Кормила она нас «тачкастанской едой», из разных пшеничных круп, готовила на керосинке, с топленым маслом было очень вкусно. А самым вкусным после войны лакомством была вареная сахарная свекла, белая свекла. Бабушка нарезала их на дольки... разве торт вкуснее?

А удобства были во дворе. А спуск—почти вертикальный. Тётя стояла наверху, у самого начала тропинки и «сторожила». Потом мы карабкались вверх и с балкона любовались ущельем. Внизу протекал Канал. Полное название тому каналу было—«Оросительный канал имени Сталина». Рассказывали, что много раз возле решетки канала находили утопленников, снесенных течением. Берег с нашей стороны был обрывистым и неукрепленным.

Я уже ходила в школу, значит было мне лет шесть или семь. Однажды тётя ушла по важному делу в город, а мне по важному делу приспичило «туда». Бабушка долго уговаривала «потерпеть», потом с наставлениями не отклоняться от маршрута, медленно спускаться и немедленно подняться, нехотя отпустила, сторожа меня с балкона.

После всех процедур, ощутив свободу и, как это бывает со мной, я заблудилась. Увидев более пологий подъём сбоку, решила немного спуститься и перейти на ту, более пологую и удобную тропку, которую я раньше не видела и почему-то тут же потеряла. Буквально сразу мне открылся этот запретный Канал. Очень аккуратный, он как-то деловито нёс свои воды явно куда-то туда, к страшным решеткам. А справа... справа, прямо над обрывом, в двух метрах от меня над водой свисал огромный куст. Если кто думает, что я засмотрелась на обыкновенный куст... на нём ярким оранжевым пламенем горели большие шары «джухтак шамама», штук шесть. Как в сказках, где иллюстрации.

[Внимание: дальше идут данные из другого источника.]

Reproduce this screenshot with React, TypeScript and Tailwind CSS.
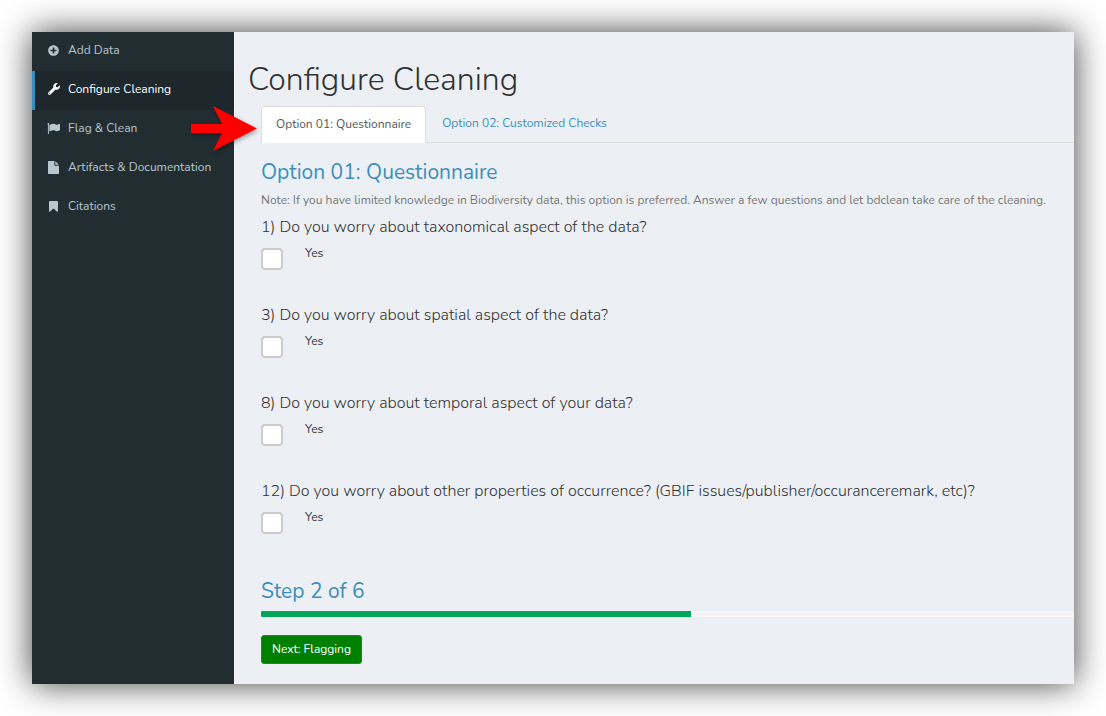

Пупырчатые и полосатые, шамамы источали сладкий дынный аромат, я с восторгом смотрела на это чудо, такие шамамы отец часто приносил, давал нюхать и мама прятала их в гардероб «для запаха». Мне захотелось иметь свой, я бы носила его в сумке и нюхала бы, сколько душе угодно. Это тот самый «джухтак шамам», про который есть чудесная, тогда непонятная мне песня ашуга о матери: «Джухтак шамамнерд дцоцид меч...», оказывается, речь шла о материнской груди, «груди твои, что пара шамамов»...
И я полезла к веткам, медленно и осторожно нащупывая землистую тропку, совершенно забыв, за чем вышла из дома.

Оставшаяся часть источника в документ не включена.